Reply with one number: the count of lines in the listing that contain the string "styles".

--- --- ---

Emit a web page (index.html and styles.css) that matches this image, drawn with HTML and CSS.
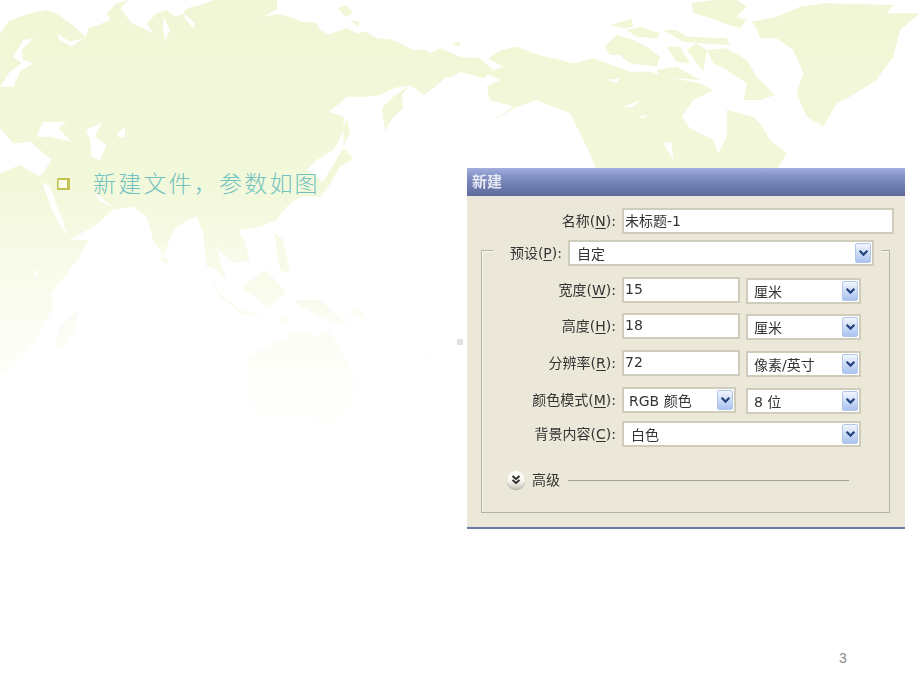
FILE: index.html
```html
<!DOCTYPE html>
<html lang="zh">
<head>
<meta charset="utf-8">
<title>新建文件</title>
<link rel="stylesheet" href="styles.css">
</head>
<body>
<main class="slide">
  <svg class="map" viewBox="0 0 2760 2070" aria-hidden="true">
    <defs>
      <linearGradient id="land" gradientUnits="userSpaceOnUse" x1="0" y1="0" x2="0" y2="1200">
        <stop offset="0" stop-color="#f0f7d6"/>
        <stop offset="0.45" stop-color="#f2f8da"/>
        <stop offset="0.65" stop-color="#f8fbe9"/>
        <stop offset="0.85" stop-color="#fcfdf5"/>
        <stop offset="1" stop-color="#feFffb"/>
      </linearGradient>
    </defs>
    <g class="land">
      <!-- Eurasia and Africa -->
      <path d="M0 100 L25 65 L60 50 L100 38 L140 30 L175 45 L205 65 L240 95 L258 112 L265 85 L295 75 L330 60 L320 40 L350 10 L385 0 L362 25 L395 70 L430 85 L460 100 L440 70 L470 40 L500 30 L525 50 L550 40 L560 25 L600 15 L640 0 L830 0 L832 28 L790 50 L830 42 L870 50 L905 65 L950 70 L960 90 L985 103 L1010 95 L1040 85 L1070 100 L1100 95 L1130 115 L1170 118 L1200 130 L1240 150 L1280 150 L1290 160 L1320 145 L1380 170 L1440 175 L1480 210 L1450 235 L1380 215 L1350 235 L1340 230 L1300 265 L1270 285 L1230 255 L1180 265 L1140 285 L1100 290 L1040 290 L1020 310 L985 335 L1020 345 L1032 352 L1030 390 L1015 425 L1000 450 L950 480 L920 510 L945 525 L960 540 L985 560 L960 590 L900 590 L860 620 L830 660 L780 680 L715 690 L735 730 L750 780 L700 790 L665 760 L650 740 L680 850 L650 810 L620 800 L610 700 L590 650 L555 665 L520 690 L490 770 L460 720 L440 650 L400 620 L340 630 L280 680 L210 720 L265 720 L240 770 L155 880 L160 920 L110 1020 L60 1080 L0 1125 Z"/>
      <!-- Kamchatka, Sakhalin, Japan -->
      <path d="M1145 325 L1180 290 L1230 255 L1205 285 L1210 325 L1180 350 L1155 392 Z"/>
      <path d="M1040 355 L1050 400 L1030 440 L1030 390 Z"/>
      <path d="M1030 445 L1060 475 L1020 500 L985 560 L950 575 L990 510 Z"/>
      <!-- Madagascar -->
      <path d="M235 930 L225 990 L185 1055 L165 1030 L180 980 Z"/>
      <!-- South-east Asia islands -->
      <path d="M620 800 L660 880 L720 930 L820 950 L720 940 L660 890 Z"/>
      <path d="M725 860 L800 810 L860 880 L800 925 L760 890 Z"/>
      <path d="M825 700 L850 720 L870 820 L840 810 L830 750 Z"/>
      <path d="M880 900 L960 900 L1050 985 L960 950 L900 920 Z"/>
      <path d="M830 960 L870 950 L850 970 Z"/>
      <path d="M1040 935 L1080 925 L1100 955 L1060 945 Z"/>
      <path d="M480 770 L510 780 L495 795 Z"/>
      <!-- Australia -->
      <path d="M740 1070 L800 1040 L900 990 L950 1010 L985 990 L1040 1080 L1070 1150 L1050 1230 L1000 1270 L900 1250 L760 1240 Z"/>
      <path d="M1270 1080 L1290 1060 L1280 1085 Z"/>
      <!-- Arctic Russia islands -->
      <path d="M1015 25 L1040 15 L1060 40 L1035 50 Z"/>
      <path d="M1050 60 L1080 65 L1075 80 Z"/>
      <path d="M1355 130 L1380 125 L1380 140 Z"/>
      <g transform="translate(1380 0)">
        <!-- North America -->
        <path d="M85 175 L125 150 L170 140 L235 165 L300 180 L340 190 L400 175 L440 190 L510 215 L570 215 L640 235 L720 250 L760 270 L700 300 L665 350 L690 385 L760 420 L775 460 L800 410 L800 330 L880 350 L900 370 L930 420 L980 460 L950 510 L410 510 L380 440 L330 340 L230 300 L170 320 L80 372 L160 320 L90 300 L80 260 L120 240 L75 220 L130 200 Z"/>
        <path d="M435 140 L470 105 L520 120 L560 140 L600 170 L590 200 L510 190 L480 165 L450 165 Z"/>
        <path d="M450 75 L515 58 L520 80 L490 85 Z"/>
        <path d="M500 90 L540 80 L600 100 L590 115 L530 110 Z"/>
        <path d="M610 90 L650 90 L680 110 L800 115 L810 135 L720 130 L670 125 Z"/>
        <path d="M695 10 L760 0 L830 0 L860 20 L830 50 L860 60 L840 85 L790 70 L740 50 L700 40 Z"/>
        <path d="M740 150 L800 145 L860 180 L890 230 L945 285 L900 300 L850 300 L860 250 L800 210 L760 190 Z"/>
        <path d="M620 140 L660 140 L690 190 L650 185 Z"/>
        <path d="M680 150 L710 130 L740 150 L730 215 L700 175 Z"/>
        <path d="M590 210 L650 200 L720 240 L650 235 L600 230 Z"/>
        <path d="M875 65 L950 50 L1020 20 L1100 10 L1300 15 L1280 40 L1380 40 L1320 90 L1300 170 L1270 210 L1250 240 L1170 290 L1130 310 L1090 380 L1040 350 L1010 280 L1030 220 L1000 150 L950 115 L900 115 L890 85 Z"/>
      </g>
    </g>
    <g class="sea">
      <path d="M100 115 L70 120 L40 170 L65 190 L30 215 L0 260 L40 260 L60 215 L100 190 L70 180 L65 150 Z"/>
      <path d="M170 100 L210 125 L250 115 L215 140 L180 120 Z"/>
      <path d="M490 50 L510 90 L495 125 L490 90 Z"/>
      <path d="M550 40 L585 70 L580 85 L555 55 Z"/>
      <path d="M108 410 L130 365 L200 365 L175 385 L215 425 L150 410 Z"/>
      <path d="M258 390 L305 370 L285 410 L320 435 L300 480 L275 470 L270 420 Z"/>
      <path d="M350 400 L375 380 L375 410 L355 412 Z"/>
      <path d="M0 385 L40 430 L90 425 L155 480 L120 530 L60 495 L0 520 Z"/>
      <path d="M125 545 L150 560 L205 710 L190 690 L160 640 Z"/>
      <path d="M285 580 L340 620 L300 605 Z"/>
      <path d="M100 815 L115 810 L105 835 Z"/>
      <g transform="translate(1380 0)">
        <path d="M440 240 L480 235 L470 248 Z"/>
        <path d="M490 320 L545 300 L515 322 Z"/>
        <path d="M530 350 L565 345 L550 355 Z"/>
        <path d="M610 430 L635 425 L640 480 Z"/>
        <path d="M820 240 L835 250 L820 262 Z"/>
      </g>
    </g>
  </svg>

  <span class="speck"></span>

  <p class="bullet-line">
    <svg class="bullet" viewBox="0 0 14 14" aria-hidden="true">
      <path class="bullet-shadow" d="M1 0H13V12H0V1Z"/>
      <rect class="bullet-face" x="1.5" y="2" width="8.5" height="8"/>
    </svg>
    <span class="bullet-text">新建文件，参数如图</span>
  </p>

  <section class="dialog">
    <h1 class="titlebar">新建</h1>
    <div class="name-row">
      <label class="label">名称(<u>N</u>):</label>
      <div class="field name-field">未标题-1</div>
    </div>
    <div class="group">
      <div class="preset-row">
        <label class="label preset-label">预设(<u>P</u>):</label>
        <div class="select preset-select"><span>自定</span><i class="drop"><svg viewBox="0 0 10 8"><path d="M1.5 1.5L5 5l3.5-3.5"/></svg></i></div>
      </div>
      <div class="grid">
        <label class="label">宽度(<u>W</u>):</label>
        <div class="field">15</div>
        <div class="select"><span>厘米</span><i class="drop"><svg viewBox="0 0 10 8"><path d="M1.5 1.5L5 5l3.5-3.5"/></svg></i></div>

        <label class="label">高度(<u>H</u>):</label>
        <div class="field">18</div>
        <div class="select"><span>厘米</span><i class="drop"><svg viewBox="0 0 10 8"><path d="M1.5 1.5L5 5l3.5-3.5"/></svg></i></div>

        <label class="label">分辨率(<u>R</u>):</label>
        <div class="field">72</div>
        <div class="select"><span>像素/英寸</span><i class="drop"><svg viewBox="0 0 10 8"><path d="M1.5 1.5L5 5l3.5-3.5"/></svg></i></div>

        <label class="label">颜色模式(<u>M</u>):</label>
        <div class="select mode-select"><span>RGB 颜色</span><i class="drop"><svg viewBox="0 0 10 8"><path d="M1.5 1.5L5 5l3.5-3.5"/></svg></i></div>
        <div class="select"><span>8 位</span><i class="drop"><svg viewBox="0 0 10 8"><path d="M1.5 1.5L5 5l3.5-3.5"/></svg></i></div>

        <label class="label">背景内容(<u>C</u>):</label>
        <div class="select wide-select"><span>白色</span><i class="drop"><svg viewBox="0 0 10 8"><path d="M1.5 1.5L5 5l3.5-3.5"/></svg></i></div>
      </div>
      <div class="advanced">
        <span class="round"><svg viewBox="0 0 10 10"><path d="M1.5 1L5 4l3.5-3M1.5 5L5 8l3.5-3"/></svg></span>
        <span class="advanced-text">高级</span>
        <span class="rule"></span>
      </div>
    </div>
  </section>

  <footer class="page-number">3</footer>
</main>
</body>
</html>
```

FILE: styles.css
```css
* { box-sizing: border-box; }

html, body {
  margin: 0;
  padding: 0;
  background: #fff;
}

.slide {
  position: relative;
  width: 920px;
  height: 690px;
  overflow: hidden;
  background: #fff;
  font-family: "DejaVu Sans", "Noto Sans CJK SC", sans-serif;
}

.map {
  position: absolute;
  left: 0;
  top: 0;
  width: 920px;
  height: 690px;
  filter: blur(0.5px);
}

.land { fill: url(#land); }
.sea { fill: #fff; }

.speck {
  position: absolute;
  left: 457px;
  top: 339px;
  width: 6px;
  height: 6px;
  background: #e2e2e2;
}

.bullet-line {
  position: absolute;
  left: 57px;
  top: 164px;
  margin: 0;
  display: flex;
  align-items: center;
  height: 36px;
}

.bullet {
  width: 14px;
  height: 14px;
  margin-right: 22px;
  margin-top: 5px;
}

.bullet-shadow { fill: #c2c351; }
.bullet-face { fill: #fafbea; }

.bullet-text {
  font-family: "Noto Sans CJK SC", sans-serif;
  font-weight: 300;
  font-size: 23px;
  letter-spacing: 2.2px;
  line-height: 36px;
  color: #72c3bf;
  white-space: nowrap;
}

.dialog {
  position: absolute;
  left: 467px;
  top: 168px;
  width: 438px;
  height: 361px;
  background: #ebe8d9;
  border-bottom: 2px solid #6c7aa6;
  filter: blur(0.35px);
  font-family: "DejaVu Sans", "Noto Sans CJK SC", sans-serif;
  font-size: 14px;
  color: #2e2e2e;
}

.titlebar {
  margin: 0;
  height: 28px;
  padding: 1px 0 0 5px;
  font-size: 15px;
  font-weight: 700;
  line-height: 26px;
  color: #e6e8f4;
  background: linear-gradient(#a3aedd 0, #8391c6 30%, #6b79ac 70%, #5d6a9b 100%);
}

.name-row {
  display: flex;
  align-items: center;
  justify-content: flex-end;
  gap: 6px;
  margin: 12px 11px 0 0;
}

.label {
  text-align: right;
  line-height: 26px;
  white-space: nowrap;
  color: #333;
}

.label u { text-decoration-thickness: 1px; text-underline-offset: 2px; }

.field,
.select {
  height: 26px;
  background: #fff;
  border: 2px solid #cfccbc;
  line-height: 20px;
  color: #333;
  white-space: nowrap;
}

.field { padding: 0 1px; width: 118px; }
.name-field { width: 272px; line-height: 23px; }

.select {
  display: flex;
  align-items: center;
  justify-content: space-between;
  padding: 1px 1px 1px 6px;
  width: 115px;
  margin-top: 1px;
}

.select span { padding-top: 2px; }

.drop {
  display: flex;
  align-items: center;
  justify-content: center;
  flex: none;
  width: 16px;
  height: 20px;
  border: 1px solid #b2c7e6;
  border-radius: 2px;
  background: linear-gradient(#f2f6fd, #c6d7f6 60%, #abc3f0);
}

.drop svg { width: 11px; height: 9px; }

.drop path {
  fill: none;
  stroke: #24437f;
  stroke-width: 2;
}

.group {
  margin: 16px 15px 0 14px;
  height: 263px;
  border: 1px solid #b5b3a4;
  box-shadow: inset 1px 1px 0 #f7f6ef;
}

.preset-row {
  display: flex;
  align-items: center;
  gap: 6px;
  width: 388px;
  margin: -11px 0 0 11px;
  padding-right: 7px;
  background: #ebe8d9;
}

.preset-label { width: 69px; }
.preset-select { width: 306px; margin-top: 0; padding-left: 7px; }

.grid {
  display: grid;
  grid-template-columns: 134px 118px 115px;
  grid-template-rows: 36px 37px 37px 34px 26px;
  column-gap: 6px;
  align-items: start;
  margin-top: 11px;
}

.mode-select { width: 114px; margin-top: 0; padding-left: 5px; }
.wide-select { grid-column: 2 / 4; width: 239px; margin-top: 0; padding-left: 7px; }

.advanced {
  display: flex;
  align-items: center;
  height: 18px;
  margin: 24px 0 0 25px;
}

.round {
  display: flex;
  align-items: center;
  justify-content: center;
  width: 18px;
  height: 18px;
  border-radius: 50%;
  background: linear-gradient(#ffffff, #f4f3ec 60%, #c8c6ba);
  box-shadow: 0 1px 1px #a5a396;
}

.round svg { width: 10px; height: 10px; }

.round path {
  fill: none;
  stroke: #2a2a2a;
  stroke-width: 1.8;
}

.advanced-text {
  margin-left: 7px;
  line-height: 18px;
  color: #333;
}

.rule {
  width: 281px;
  height: 1px;
  margin-left: 8px;
  background: #a5a392;
}

.page-number {
  position: absolute;
  left: 839px;
  top: 649px;
  font-family: "Liberation Sans", sans-serif;
  font-size: 14px;
  line-height: 18px;
  color: #8b8b8b;
}
```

--- --- ---

#### [RESPONSE TO THIS TASK]
3